West Virginia’s depth was what really overpowered the Cyclones during the second half to help them pull away for good. The Mountaineers had five players in double-figures scoring while sophomore guard Jadda Buckley was the only other Cyclone with 14 points.
Senior guard Kidd Blaskowsky scored six points on two 3-pointers while grabbing five rebounds in her last game at Hilton Coliseum. Senior center Madi Baier also added two points while making her first start of the season.
“I’ve told all of our seniors over 21 years to leave a piece of you behind,” Fennelly said. “We have signs all over the locker room about the Iowa State way of doing things and how we treat people. You say thank you when you get off the bus. You sit on an airplane and you’re quiet while the flight attendant does their stuff. You do things in a way that, that’s what we expect so you hope that’s the number one thing they teach.

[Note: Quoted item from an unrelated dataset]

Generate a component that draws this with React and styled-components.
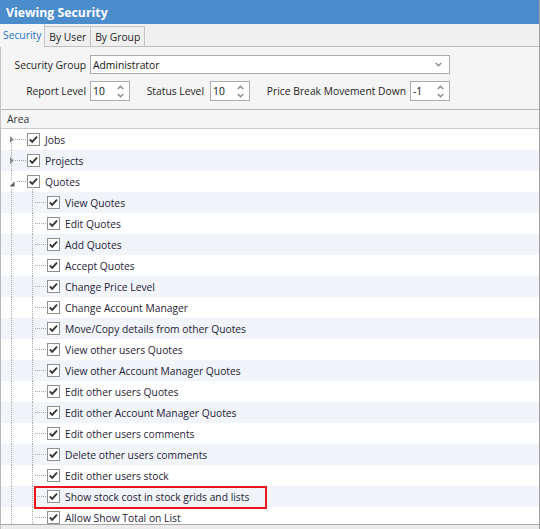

Then also the work ethic, the balance school with personal life and social life. How do you handle success. How do you handle disappointment. All those kinds of things because every one of our kids has walked into Iowa State thinking they have forever to do this. Time goes quickly and for Madi and Kidd it’s now over.”
The Cyclones are locked in as the No. 8 seed in this weekend’s Big 12 tournament in Oklahoma City where they will square off with the No. 9 seed Texas Tech Red Raiders Friday night at 6:30. Iowa State and Texas Tech split their season series.
The winner of that one will have the tall task of taking on the six-time running Big 12 champion Baylor Bears on Saturday.
The Big 12 Tournament will likely mark the final chapters for two seniors that have played big roles in Iowa State women’s basketball both on and off the floor.
“The family gets thrown around a lot in college sports because it’s convenient and it sounds good in recruiting,” Fennelly said. “But it’s really part of it. You’re with these young people all the time. Their parents entrust them to you and they come to school and they come as 18-year-olds not knowing what’s going on to hopefully productive adults with an education from a world-class school and a basketball experience that, my goal always for our seniors, and it doesn’t always happen. Obviously you have seniors that are excited to be done. But when we recruit a kid, provide them with the best experience can, on and off the court, if you were standing at the top of the tunnel and ask a senior, “would you do it all again?” And they don’t say, “hell yes,” I didn’t do my job.”